Monday, 22 September 2014

Good Day

A pretty good start to the week, having solved the 10 fps issue that struck last week. Turns out it was a batch of animating objects being forced into being static for the lightmapper but still trying to update the vertex buffer each cycle which made the DX pipeline crawl. Added code to convert such objects and extract the animation properties of these newly created static objects and the speed returned.

My main job for today was to create terrain shadows as part of the light mapping process and as at 5PM I have achieved. The shot above was an early shot of the prototype when I introduced the terrain geometry to the process and as you can see those shadow tears are a real eye sour. After much tweaking was able to solve it, but for the sake of expediency I have switched off the ability of the terrain to cast it's own shadows in the light map process. I am happy that they will do this eventually but my mission was to have the buildings cast shadows on the floor, and The Escape level now has floor shadows!

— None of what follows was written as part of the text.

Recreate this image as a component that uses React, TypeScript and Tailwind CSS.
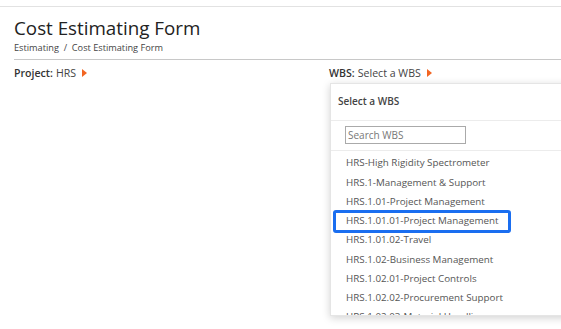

I still have a few things to do, such as re-activate the ambient occlusion mode and add transparent textures to the light mapping so that vegetation textures can let light through and exaggerate creases.  I also want to confirm I have solved the small artifacts that appeared on the first buildings I light mapped.

I also want to experiment with multiple colored static lights, especially for interior scenes as I think this is where the lightmapper will come into it's own, and I look forward to bringing you some screen shots of inside the buildings when my experiments are complete.

Soon I will be straying into performance territory now, so I just want to make sure the visual is where I need it for the time being and then ramp up the work to ensure I can get The Escape running at well over 60 fps on my aging machine with mid-range graphics card.  I also have Intel VTune set up and ready to roll now so I should have the tools I need when the time comes.